The expedition ended with a marathon dive through a portion of the Olympic Coast National Marine Sanctuary and the successful completion of a long day’s hunt.
The target was Tully Canyon, on the U.S. side of the borderline, and it’s considered an important pathway for lower oxygen water offshore to make its way inshore. As far as we know, the deeper reaches of this canyon—we were working down to about 300 meters—have never been seen before.
The team had to apply for special permissions to work in Tully because of its sanctuary status, and we weren’t allowed to collect any samples. We were only allowed to dive beginning at midnight this morning, so the team launched the ROV right after that and stayed down until midday. Then, after a quick move to another site, ROPOS was down until about 9pm.
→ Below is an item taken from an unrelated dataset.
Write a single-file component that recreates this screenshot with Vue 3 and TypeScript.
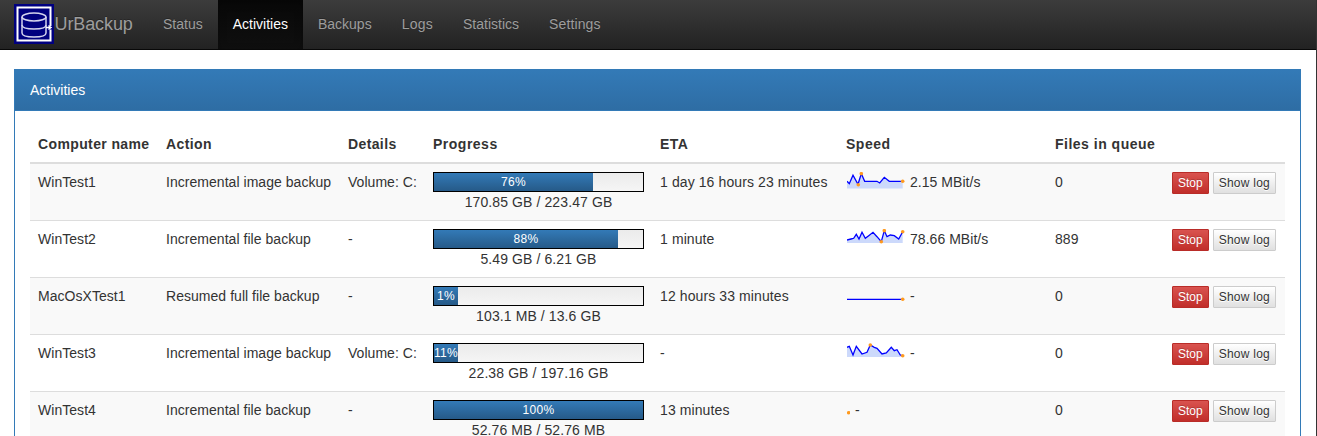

One striking feature of the canyon was the lingering signs of past commercial trawling. Past trawl scars can be visible for years. Each shows up as a dark line on the ROV’s sonar (see image at right) because of the indentation the trawling gear leaves behind.
Another standout event came early on, when the cameras revealed the skeletal remains of a mammal of some sort, possibly a seal, with urchins and other animals gathered around still taking advantage of this rare food source.
Jackson Chu led this dive and his main goal was to find very low-oxygen water. He was seeking an area to compare against Saanich Inlet, with its near zero oxygen and unique assemblage of low-oxygen tolerant animals. But for hours and hours on, while criss crossing various parts of the canyon, he had been unable to find oxygen levels any lower than other areas where we’ve been working.
Then finally, after almost a whole day exploring underwater, the sensors on ROPOS finally revealed very low oxygen levels–to Jackson’s joy and relief. So Jackson worked with Keith Shepherd to maximize the ground they could cover within this sought after zone. “It was literally a race to the finish,” says Jackson. Keith had to modify dive plans to squeeze in a few more minutes on the bottom, allowing Jackson to just barely complete the transect he needed for his research.
Jackson spotted a number of similarities to the Saanich community, including a lower diversity of life and the presence of the slender sole, the same species he had been studying at Saanich. Incidentally, the fish the ROPOS team caught, nicknamed Vinnie Jr., is alive and well back in the laboratory on shore.
As the long dive day was wrapping up, everybody who could retired to the upper deck for the traditional end of cruise barbecue—this one American style in honor of our brief dip below the Canada-U.S. border.
After ROPOS was on deck, we began making our way back to Victoria. A successful cruise means a great deal of work for all involved back on shore. In the case of the science team, there are countless hours of video surveys to analyze, and samples to process.
Over time, the team will be able to put together the first clear picture of life in Barkley and Tully Canyons, which will lend vital context to the work on the NEPTUNE observatory with all its ability to gather non-stop data on the region.